Under the terms of an employment agreement effective on March 13, 2015, Mr. Reid as CFO receives an annual salary of $96,000. The term of agreement is for a one-year period beginning on the effective date and shall automatically renew and continue in effect for additional one-year periods.

 

In November 2015, the Company entered into a promissory note for $50,000 with a stockholder, officer and director of the Company. The note bears an 8% interest rate, is unsecured and is due on December 31, 2017. In December 2017, the maturity date was extended to December 31, 2018.

 

In November 2016, the Company sold 525,746 shares of Series A Convertible Preferred stock to a private investor and director for $262,873 in cash.

 

During the year ended September 30, 2017, the Company repaid the principal amount of $33,920 of a note payable to a shareholder.

 

In September 2017, the Company issued an 8% unsecured promissory note in the amount of $35,000 to a shareholder and director.

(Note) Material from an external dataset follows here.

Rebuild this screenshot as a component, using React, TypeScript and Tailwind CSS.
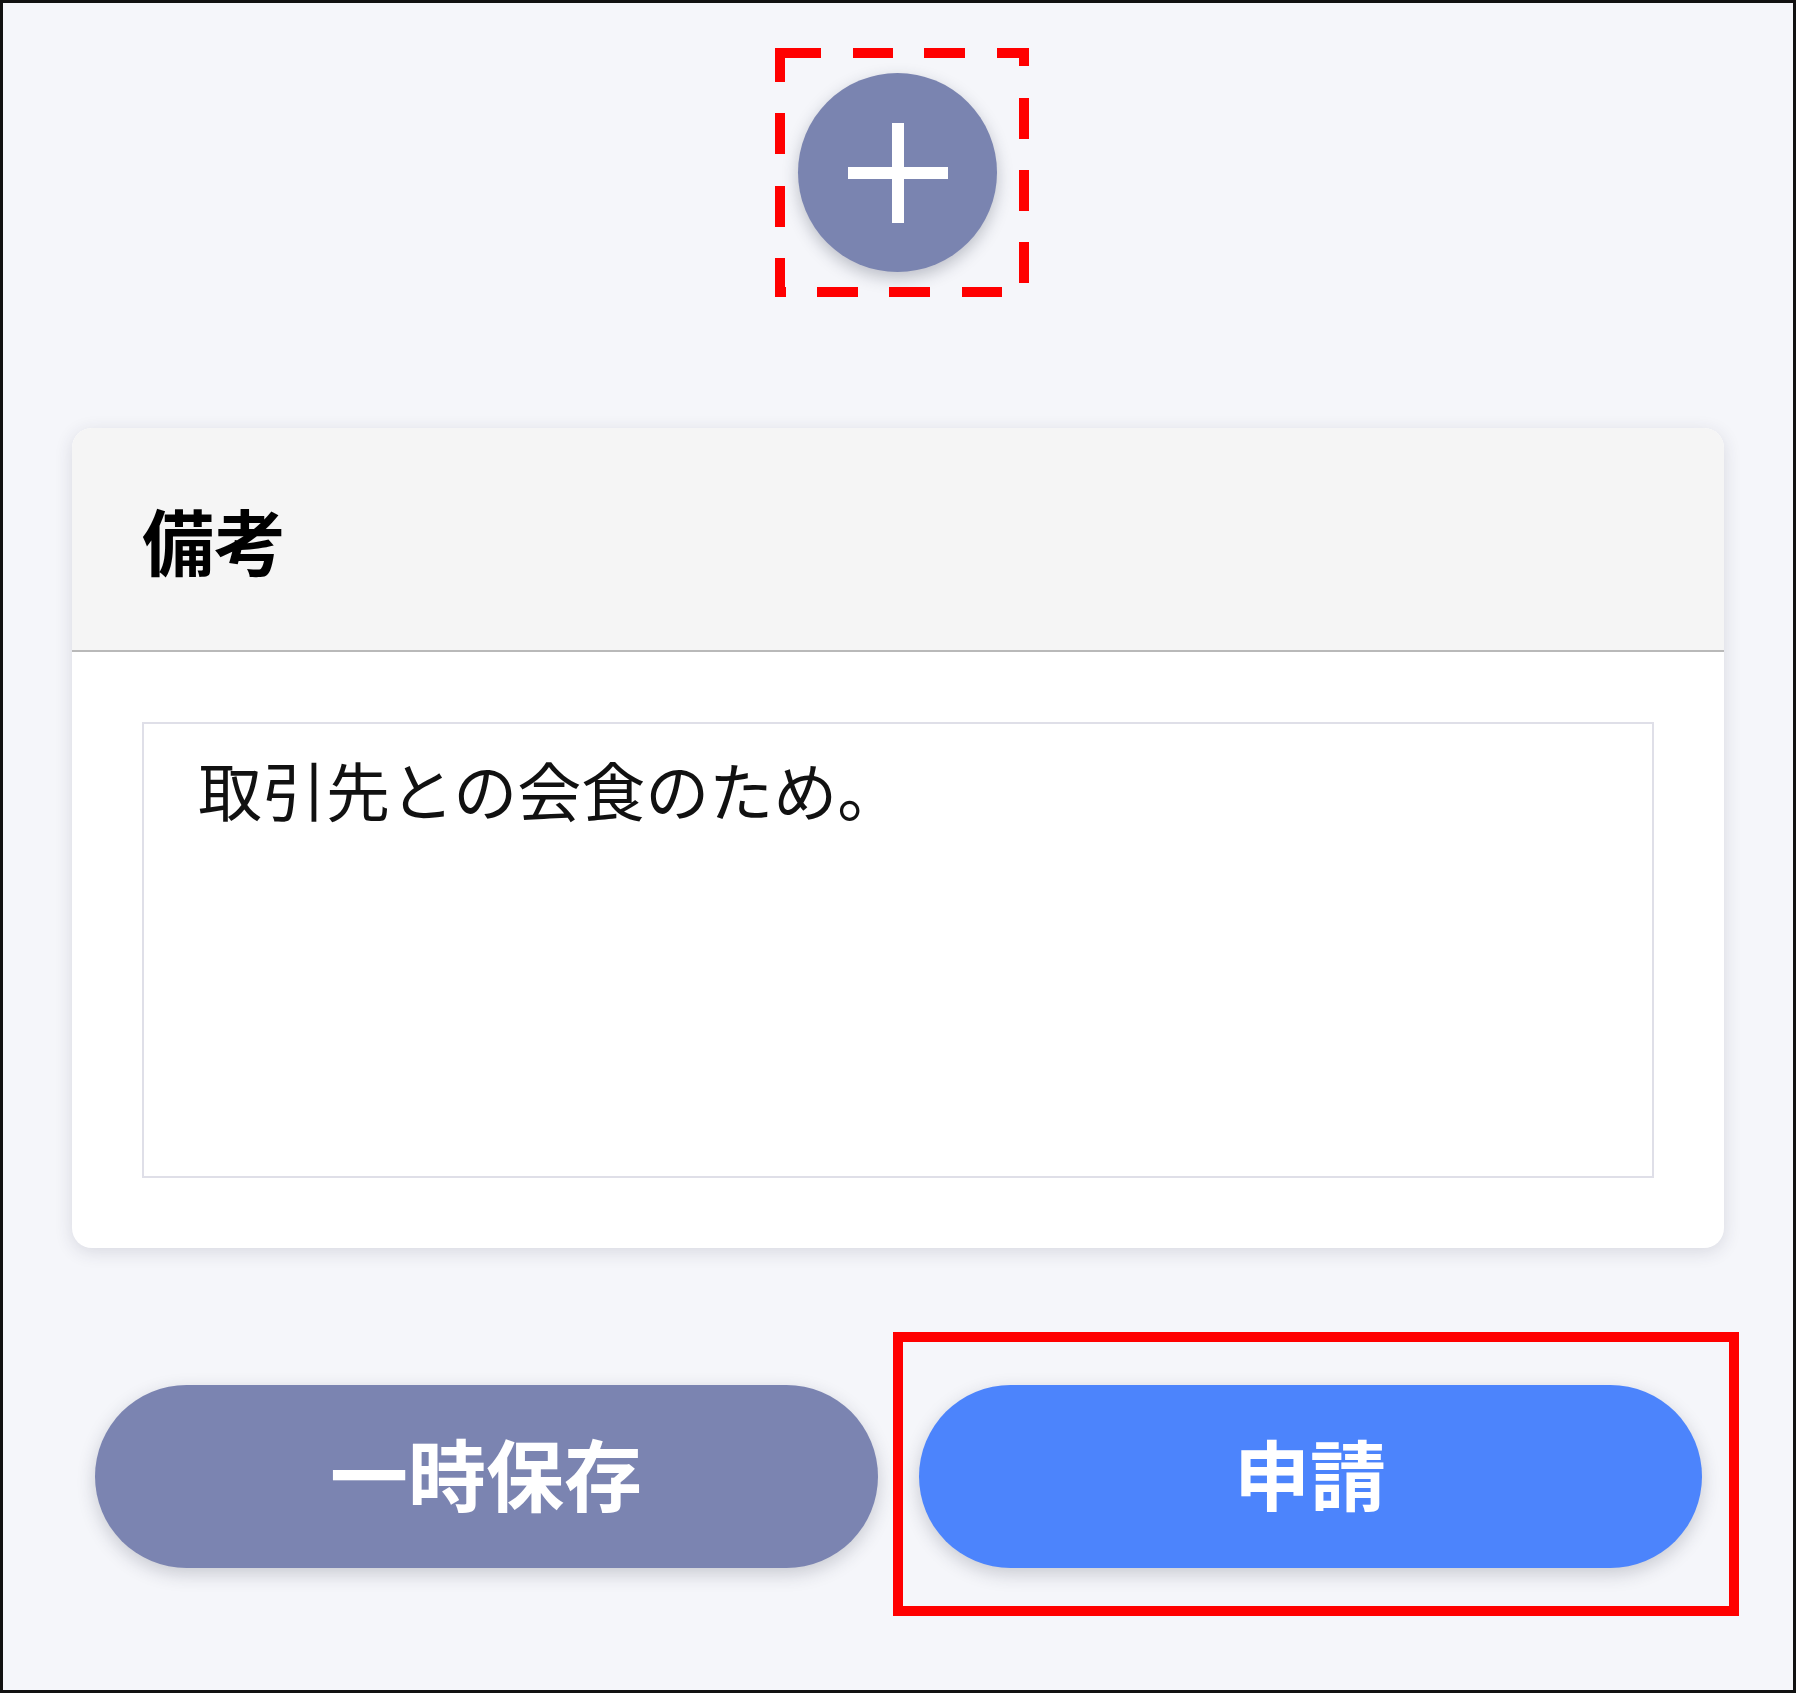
import React from 'react';

const font = { fontFamily: '"Noto Sans CJK JP", "Noto Sans", sans-serif' };

function PlusButton() {
  return (
    <div className="relative w-[254px] h-[249px] mt-[45px] ml-[8px] pl-[23px] pt-[25px]">
      {/* annotation: dashed marker, each edge dashed on its own */}
      <svg className="absolute inset-0 pointer-events-none" width="254" height="249" viewBox="0 0 254 249">
        <g stroke="#ff0000" strokeWidth="10" fill="none">
          <line x1="0" y1="5" x2="254" y2="5" strokeDasharray="46 32 40 31 41 32 32" />
          <line x1="249" y1="0" x2="249" y2="249" strokeDasharray="18 32 41 31 41 31 41 100" />
          <line x1="0" y1="244" x2="254" y2="244" strokeDasharray="11 31 41 31 41 32 40 100" />
          <line x1="5" y1="0" x2="5" y2="249" strokeDasharray="34 31 41 32 41 31 39" />
        </g>
      </svg>
      <button className="w-[199px] h-[199px] rounded-full bg-[#7a84b0] shadow-[0_6px_16px_rgba(40,45,70,0.28)] flex items-center justify-center">
        <svg width="100" height="100" viewBox="0 0 100 100">
          <rect x="0" y="44" width="100" height="12" fill="#fff" />
          <rect x="44" y="0" width="12" height="100" fill="#fff" />
        </svg>
      </button>
    </div>
  );
}

export default function App() {
  return (
    <div
      className="w-full h-[1693px] border-[3px] border-[#111] bg-[#f5f6fa] flex flex-col items-center"
      style={font}
    >
      <PlusButton />

      {/* Remarks card */}
      <div className="mt-[131px] w-[1652px] bg-white rounded-[20px] overflow-hidden shadow-[0_4px_18px_rgba(40,45,70,0.14)]">
        <div className="h-[224px] bg-[#f5f5f5] border-b-2 border-[#b9b9b9] pl-[70px] flex items-center">
          <h2 className="text-[72px] font-bold text-black leading-none">備考</h2>
        </div>
        <div className="p-[70px]">
          <div className="h-[456px] border-2 border-[#dfdfe8] pl-[54px] pt-[16px] text-[64px] leading-[1.5] text-[#111]">
            取引先との会食のため。
          </div>
        </div>
      </div>

      {/* Actions */}
      <div className="mt-[137px] flex gap-[41px]">
        <button className="w-[783px] h-[183px] rounded-full bg-[#7b84b1] text-white text-[78px] font-bold leading-none pb-[10px] shadow-[0_6px_18px_rgba(40,45,70,0.22)]">
          一時保存
        </button>
        <div className="relative">
          <button className="w-[783px] h-[183px] rounded-full bg-[#4c84fc] text-white text-[76px] font-bold leading-none pb-[10px] shadow-[0_6px_18px_rgba(40,45,70,0.22)]">
            申請
          </button>
          <div className="absolute -left-[26px] -right-[37px] -top-[53px] -bottom-[48px] border-[10px] border-[#ff0000] pointer-events-none" />
        </div>
      </div>
    </div>
  );
}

The note matures December 31, 2018.

 

In November 2016, the Company cancelled its Licensing Agreement with Collabria LLC of Tampa, Florida (”Collabria”) and acquired all of the intellectual property related to Collabria’s command and control software, trade-named ReadyOp. In addition the Company acquired Collabria’s client list. In exchange for these assets the Company issued Collabria 3,000,000 shares of the Company’s restricted Series E Convertible Preferred stock with a fair value of $292,240. The Company assumed none of Collabria’s liabilities.